When Pope Paul VI proclaimed St. Teresa of Avila the first woman Doctor of the Church on September 27, 1970, he selected one of her many titles as the basis for conferring that honor on her: Teresa of Avila, Teacher of Prayer. The same sentiment was expressed by Pope John Paul II in a letter to the Superior General of the Discalced Carmelite Friars to mark the fourth centenary of the death of Teresa:
Teresa considered that her vocation and her mission was prayer in the Church and with the Church, which is a praying community moved by the Holy Spirit to adore the Father in and with Jesus "in spirit and in truth" (Jn 4:23). . . . Saint Teresa considered the life of prayer to be the greatest manifestation of the theological life of the faithful who, believing in the love of God, free themselves from everything to attain the full presence of that love (L'Osservatore Romano, English edition, November 9, 1981).

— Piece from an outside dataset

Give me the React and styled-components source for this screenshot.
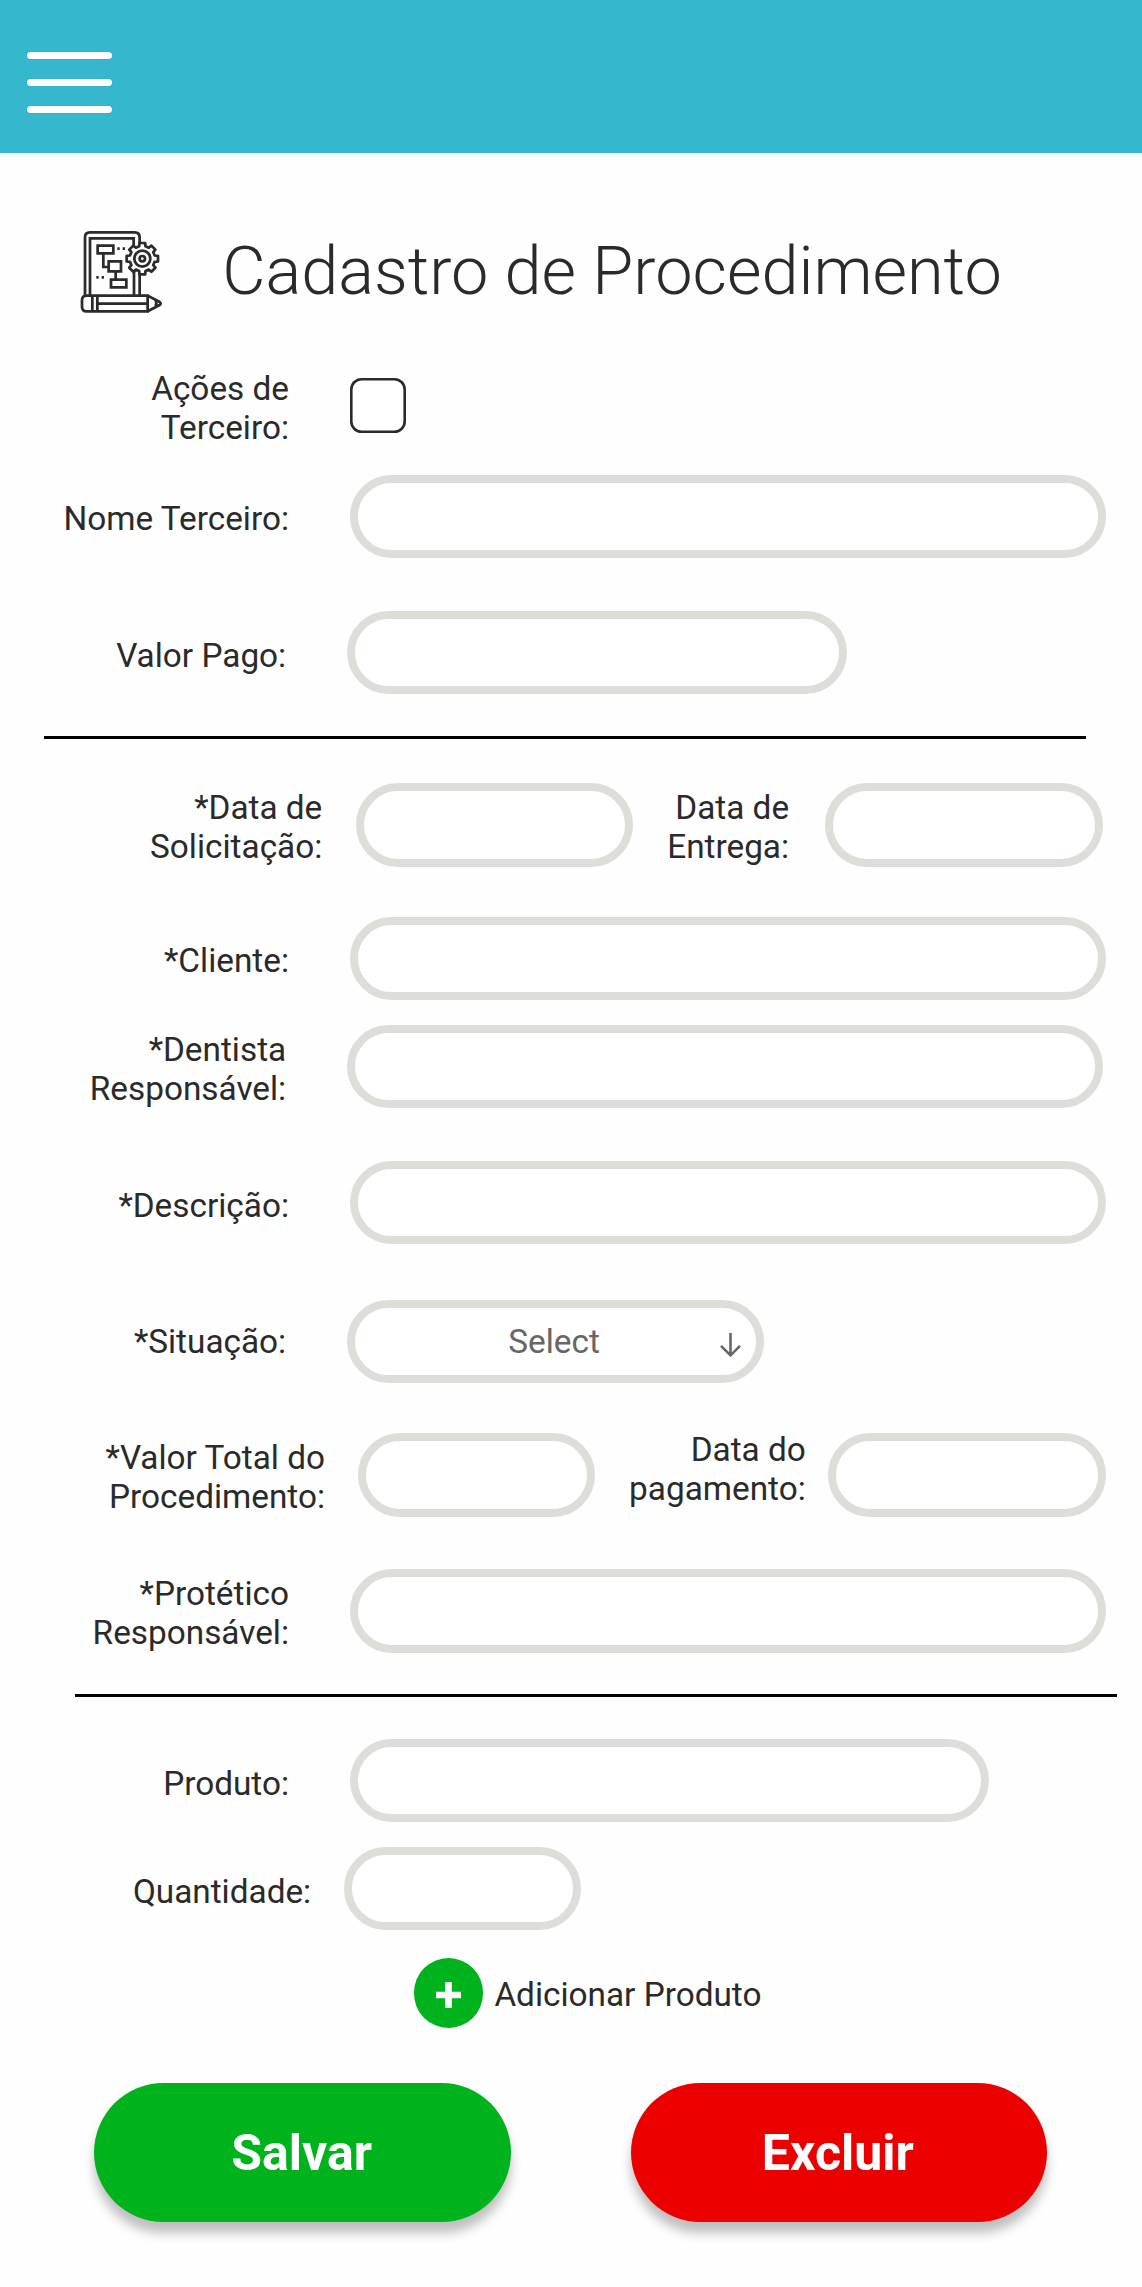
import React from "react";
import styled, { createGlobalStyle } from "styled-components";

const GlobalStyle = createGlobalStyle`
  *, *::before, *::after { box-sizing: border-box; }
  body {
    margin: 0;
    background: #fefefe;
    color: #2a2a2a;
    font-family: Roboto, "Liberation Sans", sans-serif;
  }
`;

const Page = styled.div`
  width: 1142px;
  height: 2287px;
  overflow: hidden;
  display: flex;
  flex-direction: column;
`;

const Header = styled.header`
  flex: none;
  height: 152.6px;
  padding: 51.7px 26.8px 0;
  background: #35b7cd;
`;

const MenuButton = styled.button`
  display: flex;
  flex-direction: column;
  gap: 20.3px;
  width: 85.2px;
  padding: 0;
  border: 0;
  background: none;
`;

const MenuBar = styled.span`
  height: 7px;
  border-radius: 4px;
  background: #fff;
  box-shadow: 0 0 1px rgba(0, 0, 0, 0.25);
`;

const TitleBar = styled.div`
  flex: none;
  display: flex;
  align-items: flex-start;
  gap: 59.3px;
  height: 139.4px;
  margin-top: 77px;
  padding-left: 80.2px;
`;

const Title = styled.h1`
  margin: 2px 0 0;
  font-size: 66.67px;
  font-weight: 300;
  line-height: 78px;
  white-space: nowrap;
`;

const Form = styled.form`
  display: flex;
  flex-direction: column;
`;

const Row = styled.div`
  display: flex;
  align-items: flex-start;
  height: ${(p) => p.$height ?? 83.4}px;
  margin-bottom: ${(p) => p.$after}px;
`;

const Label = styled.label`
  flex: none;
  width: ${(p) => p.$width}px;
  margin-top: ${(p) => p.$drop}px;
  font-size: 33.34px;
  line-height: 39px;
  text-align: right;
  white-space: pre-line;
`;

const Input = styled.input`
  flex: none;
  width: ${(p) => p.$width}px;
  height: 83.4px;
  margin: 0 0 0 ${(p) => p.$gap}px;
  padding: 0 34px;
  border: 8px solid #dddeda;
  border-radius: 42px;
  background: #fff;
  color: inherit;
  font: inherit;
  font-size: 33.34px;
  outline: none;
`;

const Select = styled.button`
  flex: none;
  display: flex;
  align-items: flex-start;
  width: 416.8px;
  height: 83.4px;
  margin: 0 0 0 61.3px;
  padding: 14px 15.6px 0 0;
  border: 8px solid #dddeda;
  border-radius: 42px;
  background: #fff;
  color: #666;
  font-family: inherit;
  font-size: 33.34px;
  line-height: 39px;
`;

const SelectValue = styled.span`
  flex: 1;
  padding-left: 33px;
  text-align: center;
`;

const SelectArrow = styled.svg`
  flex: none;
  width: 21px;
  height: 24px;
  margin-top: 11px;
`;

const Checkbox = styled.input`
  appearance: none;
  flex: none;
  width: 55.6px;
  height: 55.6px;
  margin: 8.8px 0 0 61.2px;
  border-radius: 11.5px;
  background: #fff;
  box-shadow: inset 0 0 0 2.6px #2a2a2a;
`;

const Divider = styled.hr`
  width: 1042px;
  height: 2.8px;
  margin: 0 0 ${(p) => p.$after}px ${(p) => p.$left}px;
  border: 0;
  background: #000;
`;

const AddProduct = styled.button`
  display: flex;
  align-items: center;
  gap: 11.2px;
  height: 69.5px;
  margin: 0 0 55.7px;
  padding: 0 0 0 413.7px;
  border: 0;
  background: none;
  color: inherit;
  font-family: inherit;
  font-size: 33.34px;
  line-height: 39px;
`;

const AddBadge = styled.span`
  display: flex;
  align-items: center;
  justify-content: center;
  width: 69.5px;
  height: 69.5px;
  padding-top: 3.4px;
  border-radius: 50%;
  background: #00b31d;
`;

const AddText = styled.span`
  padding-top: 3px;
`;

const Actions = styled.div`
  display: flex;
  gap: 119.4px;
  padding-left: 94.4px;
`;

const ActionButton = styled.button`
  width: 416.8px;
  height: 139px;
  padding: 1px 2.4px 0 0;
  border: 0;
  border-radius: 70px;
  background: ${(p) => (p.$danger ? "#eb0000" : "#00b31d")};
  box-shadow: 0 11px 11px rgba(0, 0, 0, 0.25);
  color: #fff;
  font-family: inherit;
  font-size: 50px;
  font-weight: 700;
  line-height: 59px;
`;

const ProcedureSvg = styled.svg`
  flex: none;
  width: 82.67px;
  height: 83.33px;
`;

const GEAR = { x: 249, y: 146, root: 37, tip: 47, half: 8.5 };

const gearPath = () => {
  const points = [];
  for (let i = 0; i < 8; i += 1) {
    const a = (i * Math.PI) / 4;
    const corners = [
      [GEAR.root, -GEAR.half - 1],
      [GEAR.tip, -GEAR.half],
      [GEAR.tip, GEAR.half],
      [GEAR.root, GEAR.half + 1],
    ];
    corners.forEach(([r, t]) => {
      const x = GEAR.x + r * Math.cos(a) - t * Math.sin(a);
      const y = GEAR.y + r * Math.sin(a) + t * Math.cos(a);
      points.push(`${x.toFixed(1)} ${y.toFixed(1)}`);
    });
  }
  return `M${points.join("L")}Z`;
};

const ProcedureIcon = () => (
  <ProcedureSvg viewBox="62 60 248 250" fill="none" stroke="#2b2b2b" strokeWidth="8.2" aria-hidden="true">
    <path d="M77 256V82Q77 67 92 67H226Q241 67 241 82V101" />
    <path d="M92 256V85H223V106" />
    <path d="M224 256V187Q224 183 229 183M241 256V190" />
    <path d={gearPath()} fill="#fefefe" strokeLinejoin="round" />
    <circle cx="249" cy="146" r="24" />
    <circle cx="249" cy="146" r="8" />
    <path d="M115 107H162V130H115ZM148 154H185V184H148ZM155 209H201V232H155Z" />
    <path d="M132 130V171H148M169 184V209" />
    <path d="M174 116H181M190 116H197M111 202H118M127 202H134" />
    <path d="M265 257H82Q68 257 68 271V290Q68 304 82 304H265ZM99 257V304M114 257V304M114 281H265" />
    <path d="M265 257L301 276Q307 281 301 285L265 304M289 269Q293 281 289 292" />
  </ProcedureSvg>
);

export default function App() {
  return (
    <>
      <GlobalStyle />
      <Page>
        <Header>
          <MenuButton type="button" aria-label="Menu">
            <MenuBar />
            <MenuBar />
            <MenuBar />
          </MenuButton>
        </Header>
        <TitleBar>
          <ProcedureIcon />
          <Title>Cadastro de Procedimento</Title>
        </TitleBar>
        <Form onSubmit={(e) => e.preventDefault()}>
          <Row $height={78} $after={28}>
            <Label $width={289} $drop={0}>{"Ações de\nTerceiro:"}</Label>
            <Checkbox type="checkbox" />
          </Row>
          <Row $after={52.6}>
            <Label $width={289} $drop={24.4}>Nome Terceiro:</Label>
            <Input $gap={61.1} $width={755.7} />
          </Row>
          <Row $after={41.6}>
            <Label $width={286.2} $drop={24.6}>Valor Pago:</Label>
            <Input $gap={61.1} $width={500.1} />
          </Row>
          <Divider $left={44.4} $after={44.4} />
          <Row $after={50}>
            <Label $width={322.3} $drop={4.9}>{"*Data de\nSolicitação:"}</Label>
            <Input $gap={33.4} $width={277.8} />
            <Label $width={155.6} $drop={4.9}>{"Data de\nEntrega:"}</Label>
            <Input $gap={36.1} $width={277.8} />
          </Row>
          <Row $after={25}>
            <Label $width={289} $drop={24.6}>*Cliente:</Label>
            <Input $gap={61.1} $width={755.7} />
          </Row>
          <Row $after={52.6}>
            <Label $width={286.2} $drop={5.2}>{"*Dentista\nResponsável:"}</Label>
            <Input $gap={61.1} $width={755.7} />
          </Row>
          <Row $after={55.6}>
            <Label $width={289} $drop={24.6}>*Descrição:</Label>
            <Input $gap={61.1} $width={755.7} />
          </Row>
          <Row $after={50}>
            <Label $width={286.2} $drop={22}>*Situação:</Label>
            <Select type="button">
              <SelectValue>Select</SelectValue>
              <SelectArrow viewBox="0 0 21 24" fill="none" stroke="#666" strokeWidth="2.6">
                <path d="M10.5 0V22.4M1 12.8L10.5 22.3L20 12.8" />
              </SelectArrow>
            </Select>
          </Row>
          <Row $after={52.6}>
            <Label $width={325} $drop={4.9}>{"*Valor Total do\nProcedimento:"}</Label>
            <Input $gap={33.4} $width={236.2} />
            <Label $width={211.2} $drop={-3}>{"Data do\npagamento:"}</Label>
            <Input $gap={22.2} $width={277.8} />
          </Row>
          <Row $after={41.6}>
            <Label $width={289} $drop={5.2}>{"*Protético\nResponsável:"}</Label>
            <Input $gap={61.1} $width={755.7} />
          </Row>
          <Divider $left={75} $after={41.7} />
          <Row $after={24.9}>
            <Label $width={289} $drop={25}>Produto:</Label>
            <Input $gap={61.1} $width={639.1} />
          </Row>
          <Row $after={27.8}>
            <Label $width={311.2} $drop={24.8}>Quantidade:</Label>
            <Input $gap={33.3} $width={236.2} />
          </Row>
          <AddProduct type="button">
            <AddBadge>
              <svg width="25" height="26" viewBox="0 0 25 26" fill="none" stroke="#fff" strokeWidth="6.6">
                <path d="M12.5 0V26M0 13H25" />
              </svg>
            </AddBadge>
            <AddText>Adicionar Produto</AddText>
          </AddProduct>
          <Actions>
            <ActionButton type="submit">Salvar</ActionButton>
            <ActionButton type="button" $danger>Excluir</ActionButton>
          </Actions>
        </Form>
      </Page>
    </>
  );
}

In all of her major works—The Life, The Way of Perfection, The Interior Castle—St. Teresa explains the practice of prayer. And it is noteworthy that she did not begin to write until she was 47 years old, after her second conversion and when she was already well-versed in the practice of prayer. Her teaching flows from her own experience and not from books on prayer. She does, however, acknowledge her indebtedness to two authors: Francisco de Osuna, the author of The Third Spiritual Alphabet, and Bernardino de Laredo, the author of The Ascent of Mount Sion. The book by Osuna treated of the prayer of recollection, and St. Teresa states that she was "delighted with the book and resolved to follow that way of prayer with all my might" (cf. The Life, chap. 4).The treatise by Laredo described the prayer of union, to which St. Teresa had attained "after almost twenty years of experience in the practice of prayer" (cf. The Life, chap. 23).
As we have noted, Teresa began writing her first work, The Life, at the age of 47, and she finished it three years later. In that same year (1565) she began The Way of Perfection, since the nuns of the first monastery of the reform has asked her to teach them about mental prayer. In these first two works, St. Teresa concentrates on the ascetical grades of prayer, but in The Interior Castle, written when she was 62 years old, she gives detailed descriptions of the mystical grades of prayer. Thus, in the Second Mansions of The Interior Castle she says: "I want to say very little to you about [the prayer of the Second Mansions] because I have written of it at length elsewhere."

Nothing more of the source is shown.